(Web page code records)
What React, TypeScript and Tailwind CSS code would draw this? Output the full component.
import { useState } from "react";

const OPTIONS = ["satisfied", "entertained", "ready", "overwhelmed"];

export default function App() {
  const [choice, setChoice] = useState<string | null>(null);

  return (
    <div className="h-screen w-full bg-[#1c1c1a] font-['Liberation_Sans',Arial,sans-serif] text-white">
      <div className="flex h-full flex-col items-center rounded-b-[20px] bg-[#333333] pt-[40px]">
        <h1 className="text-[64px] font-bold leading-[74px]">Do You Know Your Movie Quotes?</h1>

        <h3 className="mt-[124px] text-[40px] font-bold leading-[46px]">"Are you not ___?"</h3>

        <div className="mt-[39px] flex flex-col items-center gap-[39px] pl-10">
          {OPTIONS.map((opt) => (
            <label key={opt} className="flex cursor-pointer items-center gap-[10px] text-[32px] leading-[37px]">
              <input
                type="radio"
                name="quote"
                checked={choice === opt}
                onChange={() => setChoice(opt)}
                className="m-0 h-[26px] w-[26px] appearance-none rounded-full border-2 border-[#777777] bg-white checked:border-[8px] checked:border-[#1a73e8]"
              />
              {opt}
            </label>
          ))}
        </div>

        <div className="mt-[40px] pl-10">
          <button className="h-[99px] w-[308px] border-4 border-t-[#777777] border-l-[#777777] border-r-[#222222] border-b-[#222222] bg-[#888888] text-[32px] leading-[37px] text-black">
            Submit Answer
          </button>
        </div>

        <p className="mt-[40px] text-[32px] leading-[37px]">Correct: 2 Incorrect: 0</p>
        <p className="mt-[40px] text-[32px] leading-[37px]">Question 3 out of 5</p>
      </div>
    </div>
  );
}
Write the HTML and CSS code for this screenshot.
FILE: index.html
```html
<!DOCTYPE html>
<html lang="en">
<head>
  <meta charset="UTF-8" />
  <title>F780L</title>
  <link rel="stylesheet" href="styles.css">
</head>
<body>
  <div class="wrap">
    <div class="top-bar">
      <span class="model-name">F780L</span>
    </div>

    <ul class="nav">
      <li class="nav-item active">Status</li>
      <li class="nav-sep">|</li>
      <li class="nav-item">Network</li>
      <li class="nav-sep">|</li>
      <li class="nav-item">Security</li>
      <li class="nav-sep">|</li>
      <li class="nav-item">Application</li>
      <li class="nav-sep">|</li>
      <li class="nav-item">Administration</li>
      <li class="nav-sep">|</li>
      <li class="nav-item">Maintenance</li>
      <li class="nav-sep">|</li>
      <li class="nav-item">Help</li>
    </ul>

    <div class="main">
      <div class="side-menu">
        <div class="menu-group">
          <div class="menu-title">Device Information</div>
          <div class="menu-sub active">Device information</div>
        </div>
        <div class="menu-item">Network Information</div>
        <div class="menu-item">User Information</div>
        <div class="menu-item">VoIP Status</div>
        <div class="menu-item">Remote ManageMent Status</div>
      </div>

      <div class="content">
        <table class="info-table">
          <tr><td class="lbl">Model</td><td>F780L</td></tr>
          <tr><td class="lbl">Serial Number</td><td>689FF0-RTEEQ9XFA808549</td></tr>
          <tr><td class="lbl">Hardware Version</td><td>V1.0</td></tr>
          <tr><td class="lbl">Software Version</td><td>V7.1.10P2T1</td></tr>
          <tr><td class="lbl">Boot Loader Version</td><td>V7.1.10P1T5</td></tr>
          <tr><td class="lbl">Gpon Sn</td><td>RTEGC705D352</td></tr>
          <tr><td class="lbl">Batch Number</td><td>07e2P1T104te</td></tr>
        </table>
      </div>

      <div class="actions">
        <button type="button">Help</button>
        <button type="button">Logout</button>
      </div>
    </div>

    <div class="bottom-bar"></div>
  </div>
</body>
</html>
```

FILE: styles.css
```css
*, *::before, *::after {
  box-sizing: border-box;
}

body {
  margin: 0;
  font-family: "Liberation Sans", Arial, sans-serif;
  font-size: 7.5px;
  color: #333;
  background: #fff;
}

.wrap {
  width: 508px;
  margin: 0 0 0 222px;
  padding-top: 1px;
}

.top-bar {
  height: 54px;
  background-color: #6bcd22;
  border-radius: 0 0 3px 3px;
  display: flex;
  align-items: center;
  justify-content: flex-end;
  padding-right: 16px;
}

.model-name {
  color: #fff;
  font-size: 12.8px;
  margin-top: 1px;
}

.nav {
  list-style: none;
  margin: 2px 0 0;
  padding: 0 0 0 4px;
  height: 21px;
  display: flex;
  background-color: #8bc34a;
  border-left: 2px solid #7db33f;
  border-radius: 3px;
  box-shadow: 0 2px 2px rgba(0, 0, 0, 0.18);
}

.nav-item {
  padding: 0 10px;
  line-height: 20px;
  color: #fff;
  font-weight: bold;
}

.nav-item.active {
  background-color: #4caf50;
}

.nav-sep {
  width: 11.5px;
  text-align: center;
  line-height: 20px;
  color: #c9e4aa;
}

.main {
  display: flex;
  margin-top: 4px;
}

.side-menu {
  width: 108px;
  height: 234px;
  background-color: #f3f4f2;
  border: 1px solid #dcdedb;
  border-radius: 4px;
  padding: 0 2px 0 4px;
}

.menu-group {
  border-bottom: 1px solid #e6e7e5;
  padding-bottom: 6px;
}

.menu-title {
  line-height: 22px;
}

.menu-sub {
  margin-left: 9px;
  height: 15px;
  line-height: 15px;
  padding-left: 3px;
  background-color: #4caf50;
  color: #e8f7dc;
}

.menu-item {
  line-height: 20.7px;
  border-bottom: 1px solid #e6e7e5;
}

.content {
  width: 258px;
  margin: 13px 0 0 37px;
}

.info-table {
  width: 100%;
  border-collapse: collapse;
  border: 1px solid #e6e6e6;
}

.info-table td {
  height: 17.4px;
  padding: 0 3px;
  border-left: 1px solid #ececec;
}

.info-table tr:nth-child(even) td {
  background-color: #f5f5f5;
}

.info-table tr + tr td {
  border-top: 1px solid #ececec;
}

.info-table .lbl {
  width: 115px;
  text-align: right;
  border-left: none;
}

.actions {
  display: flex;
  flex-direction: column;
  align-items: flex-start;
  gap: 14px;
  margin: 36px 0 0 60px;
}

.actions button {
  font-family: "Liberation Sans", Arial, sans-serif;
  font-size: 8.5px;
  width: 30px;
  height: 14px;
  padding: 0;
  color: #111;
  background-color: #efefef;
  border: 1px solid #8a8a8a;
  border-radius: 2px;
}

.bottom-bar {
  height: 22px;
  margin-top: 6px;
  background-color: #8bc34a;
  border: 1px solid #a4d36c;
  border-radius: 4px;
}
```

TASK DIRECTIONS — In the listing, find all lines with the string "this" and copy them.

EXERCISE SOLUTION —
What React, TypeScript and Tailwind CSS code would draw this? Output the full component.
Write the HTML and CSS code for this screenshot.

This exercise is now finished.